今年も例年に漏れず、靖國神社問題で一悶着がありました。終戦記念日に生まれたポン太としては、厄日のように言われるのは心外です。一番に静かであって欲しいシーズンですが、毎年まい年熱い議論が闘わせられます。最大のポイントは、靖國神社問題を、二十一世紀にまで引きずってしまったことでしょうか。小泉首相がどうだとか、公式参拝がどうだとか、そういう表面だけの議論ではない根本の議論が、少ないように感じました。
そもそも靖國神社とは、何なのか。その答えは、靖國神社のホームページにあります。戊辰戦争により多くの尊い命が失われました。明治天皇の勅命により、図らずも国家内乱となり「明治の新時代に生まれ変わる時に起こった内戦」で斃れた人達を祀るために創建されたそうです。その人数は、7,751人と記されていますが、そこには幕府側で闘った人々や、その巻き添えで無くなった人々は入っていません。あくまで薩長を中心とする、新政府側の犠牲者だけが祀られています。
古来より、実在の個人を祀った神社は多いですが、戦争の犠牲者を一括りで祀るケースは少ないようです。多くは、祈念碑や慰霊碑が戦地に築かれる訳ですが、靖國神社の場合は極めて例外的でした。しかしその後、西南戦争・日清戦争・日露戦争など多くの戦争が起きるたびに、靖國神社の合祀される慣例となって、今日に至っています。彼らは「英霊」と呼ばれ賞賛され、その延長に「国家のために死す者は、靖國神社で未来永劫に祀られる」という思想が育まれたようです。
その後、満州事変・支那事変・大東亜戦争(という呼び方が、何となく嫌なのですが・・要するに、第二次世界大戦)の犠牲者も、英霊として祀られました。その数は、244万人。それ以前の20万人から、ざっと12倍の人数です。大部分が、第二次世界大戦の犠牲者という現状にあります。犠牲者の尊い命を惜しみ、国家としての愚策を悔い、平和な日本を築き上げるために、靖國神社の存在はあるべきでしょう。
ところが、靖國神社のホームページを見る限りでは、その存在の趣旨は違うようです。「外国との戦争で日本を守るために、斃れた人達」を祀るとあり、どちらかと言えば、国家鎮護の礎と為すために祀ってあるようです。またいつか、外国との戦争が生じた場合に、その霊力により日本を守らせようという訳なのでしょう。「来るべき対外戦争」・・是非とも訪れないことを祈ります。
戦争は、ある意味で必要悪だと考えています。政治外交は最大限戦争を避けるためにありますが、それでも避けられない場合は自衛のための戦争は不可避でしょう。しかし第二次世界大戦は、日本の自衛戦争ではなく侵略戦争でした。「斃れた人達」は日本を守るためよりも、日本の国益を拡大するために闘い殉じました。これを繰り返すことだけは、避けなくてはいけません。
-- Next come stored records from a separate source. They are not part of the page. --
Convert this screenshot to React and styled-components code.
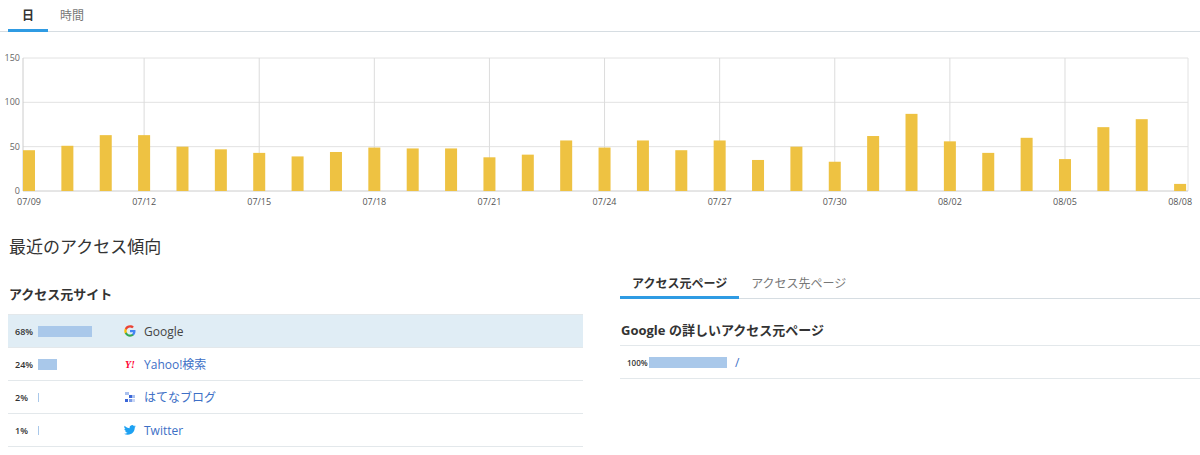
import React from "react";
import styled, { createGlobalStyle } from "styled-components";

const G = createGlobalStyle`
  body{margin:0;background:#fff;font-family:"Open Sans","Noto Sans CJK JP",sans-serif;color:#333;}
`;
const Page = styled.div`width:1200px;height:455px;overflow:hidden;`;
const Tabs = styled.div`display:flex;border-bottom:1px solid #d6dde2;padding-left:${p=>p.$pl||0}px;height:${p=>p.$h||31}px;align-items:stretch;`;
const Tab = styled.div`
  padding:0 ${p=>p.$px||12}px;display:flex;align-items:center;font-size:${p=>p.$fs||12}px;font-weight:${p=>p.$active?700:400};
  color:${p=>p.$active?"#333":"#777"};border-bottom:3px solid ${p=>p.$active?"#2f9be3":"transparent"};margin-bottom:-1px;
`;
const ChartBox = styled.div`height:160px;margin-top:19px;`;
const Heading = styled.h2`margin:22px 0 0 9px;font-size:17px;font-weight:400;color:#333;height:30px;`;
const Cols = styled.div`display:flex;gap:37px;padding-left:8px;margin-top:15px;`;
const Col = styled.div`width:${p=>p.$w}px;`;
const SubTitle = styled.div`font-size:13px;font-weight:700;padding:${p=>p.$pad};height:${p=>p.$h}px;box-sizing:border-box;border-bottom:1px solid #e3e8eb;`;
const Row = styled.div`height:33px;display:flex;align-items:center;border-bottom:1px solid #e3e8eb;box-sizing:border-box;background:${p=>p.$hl?"#e0edf5":"transparent"};padding-left:7px;`;
const Pct = styled.span`font-size:9px;font-weight:600;width:${p=>p.$w}px;color:#333;`;
const BarTrack = styled.div`width:${p=>p.$w}px;height:11px;display:flex;align-items:center;`;
const Bar = styled.div`height:${p=>p.$h||11}px;background:#a9c8ea;`;
const Site = styled.div`display:flex;align-items:center;gap:8px;font-size:12px;color:${p=>p.$c};`;
const Icon = styled.span`width:12px;height:12px;display:inline-flex;align-items:center;justify-content:center;`;
const YIcon = styled.span`color:#ff0033;font-size:10px;font-weight:900;font-family:"Liberation Serif",serif;font-style:italic;`;

const vals=[46,51,63,63,50,47,43,39,44,49,48,48,38,41,57,49,57,46,57,35,50,33,62,87,56,43,60,36,72,81,8];
const labels=["07/09","07/12","07/15","07/18","07/21","07/24","07/27","07/30","08/02","08/05","08/08"];

function Chart(){
  const x0=23,x1=1188,y0=7,y1=140;
  const cx=i=>29+i*38.37;
  const y=v=>y1-(v/150)*(y1-y0);
  return (
    <svg width="1200" height="160" style={{display:"block"}}>
      {[150,100,50].map(v=><line key={v} x1={x0} x2={x1} y1={y(v)} y2={y(v)} stroke="#e2e2e2"/>)}
      {labels.map((l,k)=>k>0&&k<10?<line key={l} x1={cx(k*3)} x2={cx(k*3)} y1={y0} y2={y1} stroke="#dcdcdc"/>:null)}
      <line x1={x1} x2={x1} y1={y0} y2={y1} stroke="#e2e2e2"/>
      <line x1={x0} x2={x0} y1={y0} y2={y1} stroke="#ccc"/>
      <line x1={x0} x2={x1} y1={y1} y2={y1} stroke="#ccc"/>
      {vals.map((v,i)=><rect key={i} x={cx(i)-6} y={y(v)} width="12" height={y1-y(v)} fill="#eec242"/>)}
      {[150,100,50,0].map(v=><text key={v} x="20" y={y(v)+3} textAnchor="end" fontSize="9" fill="#666" fontFamily="Open Sans">{v}</text>)}
      {labels.map((l,k)=><text key={l} x={cx(k*3)} y="154" textAnchor="middle" fontSize="9" fill="#555" fontFamily="Open Sans">{l}</text>)}
    </svg>
  );
}

const GoogleIcon=()=>(<svg width="12" height="12" viewBox="0 0 24 24"><path fill="#4285F4" d="M23 12.3c0-.8-.1-1.6-.2-2.3H12v4.4h6.2c-.3 1.4-1.1 2.6-2.3 3.4v2.8h3.7c2.2-2 3.4-5 3.4-8.3z"/><path fill="#34A853" d="M12 23.5c3.1 0 5.7-1 7.6-2.8l-3.7-2.8c-1 .7-2.3 1.1-3.9 1.1-3 0-5.5-2-6.4-4.7H1.8v2.9C3.7 21 7.6 23.5 12 23.5z"/><path fill="#FBBC05" d="M5.6 14.3c-.2-.7-.4-1.4-.4-2.3s.1-1.600.4-2.3V6.8H1.8C1 8.4.5 10.1.5 12s.5 3.6 1.3 5.2l3.8-2.9z"/><path fill="#EA4335" d="M12 5c1.7 0 3.2.6 4.4 1.7l3.3-3.3C17.7 1.5 15.1.5 12 .5 7.6.5 3.7 3 1.8 6.8l3.8 2.9C6.5 7 9 5 12 5z"/></svg>);
const HatenaIcon=()=>(<svg width="12" height="12" viewBox="0 0 12 12"><rect x="1" y="1" width="4" height="3" fill="#a9c0ee"/><rect x="5" y="4" width="3" height="3" fill="#3a66d8"/><rect x="8" y="4" width="3" height="3" fill="#a9c0ee"/><rect x="1" y="8" width="3" height="3" fill="#3a66d8"/><rect x="5" y="8" width="3" height="3" fill="#7c9ce6"/><rect x="8" y="8" width="3" height="3" fill="#c8d6f5"/></svg>);
const TwitterIcon=()=>(<svg width="12" height="12" viewBox="0 0 24 24"><path fill="#1da1f2" d="M23.6 4.6c-.9.4-1.8.6-2.8.8 1-.6 1.8-1.6 2.1-2.7-.9.6-2 1-3.1 1.2a4.9 4.9 0 0 0-8.4 4.5C7.4 8.2 3.8 6.3 1.4 3.3a4.9 4.9 0 0 0 1.5 6.6c-.8 0-1.6-.3-2.2-.6 0 2.4 1.7 4.4 3.9 4.8-.7.2-1.5.2-2.2.1.6 2 2.4 3.4 4.6 3.4A9.9 9.9 0 0 1 0 19.5 14 14 0 0 0 7.5 21.7c9.1 0 14-7.5 14-14v-.6c1-.7 1.8-1.6 2.1-2.5z"/></svg>);

const sites=[
  {p:"68%",w:54,name:"Google",c:"#444",icon:<GoogleIcon/>,hl:true},
  {p:"24%",w:19,name:"Yahoo!検索",c:"#3d6fc6",icon:<YIcon>Y!</YIcon>},
  {p:"2%",w:1,name:"はてなブログ",c:"#3d6fc6",icon:<HatenaIcon/>},
  {p:"1%",w:1,name:"Twitter",c:"#3d6fc6",icon:<TwitterIcon/>},
];

export default function App(){
  return (<Page><G/>
    <Tabs $h={31} $pl={8}><Tab $active $px={14}>日</Tab><Tab>時間</Tab></Tabs>
    <ChartBox><Chart/></ChartBox>
    <Heading>最近のアクセス傾向</Heading>
    <Cols>
      <Col $w={575}>
        <SubTitle $pad="6px 0 0 1px" $h={37}>アクセス元サイト</SubTitle>
        {sites.map(s=>(
          <Row key={s.name} $hl={s.hl}>
            <Pct $w={23}>{s.p}</Pct>
            <BarTrack $w={86}><Bar style={{width:s.w}} $h={s.w<2?9:11}/></BarTrack>
            <Site $c={s.c}><Icon>{s.icon}</Icon>{s.name}</Site>
          </Row>
        ))}
      </Col>
      <Col $w={580}>
        <Tabs $h={29} style={{marginTop:-9}}><Tab $active $fs={12}>アクセス元ページ</Tab><Tab $fs={12}>アクセス先ページ</Tab></Tabs>
        <SubTitle $pad="21px 0 0 1px" $h={47}>Google の詳しいアクセス元ページ</SubTitle>
        <Row><Pct $w={22} style={{fontSize:8}}>100%</Pct><BarTrack $w={86}><Bar style={{width:78}}/></BarTrack><Site $c="#3d6fc6">/</Site></Row>
      </Col>
    </Cols>
  </Page>);
}
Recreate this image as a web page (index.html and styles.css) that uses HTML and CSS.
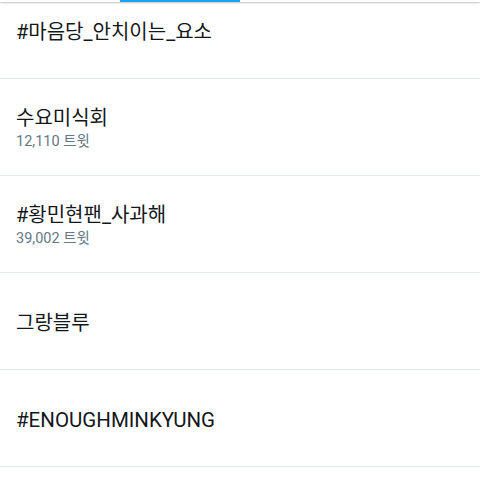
FILE: index.html
```html
<!DOCTYPE html>
<html lang="ko">
<head>
<meta charset="utf-8">
<link rel="stylesheet" href="styles.css">
</head>
<body>
<div class="tabbar"><div class="indicator"></div></div>
<ul class="trends">
  <li class="trend"><div class="title">#마음당_안치이는_요소</div></li>
  <li class="trend"><div class="title">수요미식회</div><div class="count">12,110 트윗</div></li>
  <li class="trend"><div class="title">#황민현팬_사과해</div><div class="count">39,002 트윗</div></li>
  <li class="trend"><div class="title">그랑블루</div></li>
  <li class="trend"><div class="title title-latin">#ENOUGHMINKYUNG</div></li>
  <li class="trend"><div class="title">&nbsp;</div></li>
</ul>
</body>
</html>
```
FILE: styles.css
```css
html, body {
  margin: 0;
  padding: 0;
  background: #ffffff;
  overflow: hidden;
  height: 480px;
}
body {
  font-family: Roboto, "Noto Sans CJK KR", sans-serif;
  color: #14171a;
}
.tabbar {
  position: absolute;
  top: 0;
  left: 0;
  right: 0;
  height: 2px;
  background: #ffffff;
  box-shadow: 0 1px 2px rgba(0, 0, 0, 0.25);
  z-index: 2;
}
.indicator {
  position: absolute;
  left: 120px;
  width: 120px;
  top: 0;
  height: 2px;
  background: #1da1f2;
}
.trends {
  list-style: none;
  margin: -18px 0 0 0;
  padding: 0;
}
.trend {
  box-sizing: border-box;
  height: 97px;
  border-bottom: 1px solid #e1e8ed;
  display: flex;
  flex-direction: column;
  justify-content: center;
  padding: 3px 16px 0;
}
.title {
  font-size: 20px;
  line-height: 24px;
}
.title-latin {
  font-size: 20.5px;
}
.count {
  font-size: 14.5px;
  line-height: 18px;
  color: #657786;
  margin-top: 3px;
}
```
戦争の犠牲者を神格化することは、戦争を神格化することでもあります。その象徴が、靖國神社であるのでしょう。何故に、歴代の首相や大臣は、公式参拝に拘るのでしょうか? 彼らが戦争の愚かさを悔い、多くの犠牲者を生んだことを詫びに行っているとは思えません。復仇のために、再び対外戦争を仕掛けることを、誓いに行っているような気がしています。
合わせて議論になりますが、第二次世界大戦後に戦犯として裁かれた人々も、合祀されています。彼らは戦争推進の当事者であり、確信的な加害者でもあります。果たして犠牲者なのでしょうか? 第二次世界大戦は、陸軍を中心として積極的に推進された戦争です。その推進者たちは、国民を誤った方向に誘導し、無謀な戦争に尊い命を惜しみなく注がせることに叡智を費やしました。結果的に、日本の存立を危うくし、国家の基盤に大きなヒビを入れました。そのヒビは、現在も修復されていません。
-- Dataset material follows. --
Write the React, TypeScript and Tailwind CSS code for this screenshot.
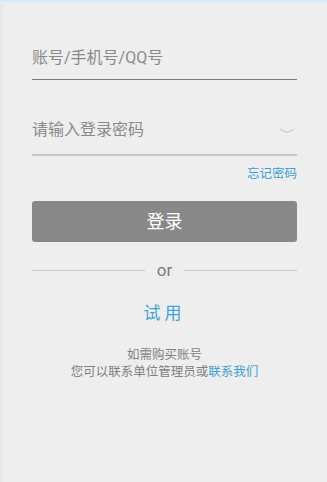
export default function App() {
  return (
    <main className="min-h-[482px] bg-[#eeeeee] font-['Roboto','Noto_Sans_CJK_SC',sans-serif]">
      <div className="h-[4px] bg-gradient-to-b from-[#cfeaf5] to-[#e8f2f5]" />
      <div className="flex min-h-[478px] flex-col border-l-[3px] border-[#e7e7e7] pl-[29px] pr-[30px]">
        <div className="mt-[32px] flex h-[44px] items-center border-b border-[#7c7c7c]">
          <span className="text-[16px] text-[#8a8a8a]">账号/手机号/QQ号</span>
        </div>

        <div className="mt-[26px] flex h-[50px] items-center justify-between border-b-2 border-[#c6c6c6]">
          <span className="text-[16px] text-[#8a8a8a]">请输入登录密码</span>
          <svg width="16" height="8" viewBox="0 0 16 8" className="mr-[2px] mt-[2px]">
            <path d="M1 2 Q8 8 15 2" fill="none" stroke="#cfcfcf" strokeWidth="1.3" />
          </svg>
        </div>

        <div className="mt-[10px] flex justify-end">
          <span className="text-[12.5px] leading-[16px] text-[#3d9fd1]">忘记密码</span>
        </div>

        <button className="mt-[19px] h-[41px] rounded-[3px] bg-[#888888] text-[18px] text-white">
          登录
        </button>

        <div className="mt-[18px] flex h-5 items-center gap-[12px]">
          <div className="h-px flex-1 bg-[#c9c9c9]" />
          <span className="text-[17px] leading-5 text-[#7a7a7a]">or</span>
          <div className="h-px flex-1 bg-[#c9c9c9]" />
        </div>

        <div className="mt-[21px] text-center text-[17px] leading-[24px] tracking-[4px] text-[#3ea4d4]">
          试用
        </div>

        <div className="mt-[21px] text-center text-[12.5px] leading-[17px] text-[#808080]">
          <p>如需购买账号</p>
          <p>
            您可以联系单位管理员或<span className="text-[#3d9fd1]">联系我们</span>
          </p>
        </div>
      </div>
    </main>
  );
}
靖國神社の存在意義を見直し、純粋に国家政策の犠牲になった人々を祀るべきでしょう。そして参拝する政治家は、日々戦争のない国の将来を願い、再び国民の尊い命を犠牲にしないことを誓うべきではないでしょうか? 国民宰相と人気の小泉氏ですが、「国民の犠牲の上に国家は成り立つ。国家存立のため国民の犠牲はやむを得ない」などという考えは持たないで欲しいものです。何はともかく、意地でも公式参拝に出かけるという姿勢は、宜しく無いでしょう。首相官邸から距離的に近いのですから、毎日でも参拝して、国民の最大幸福を願って頂きたい。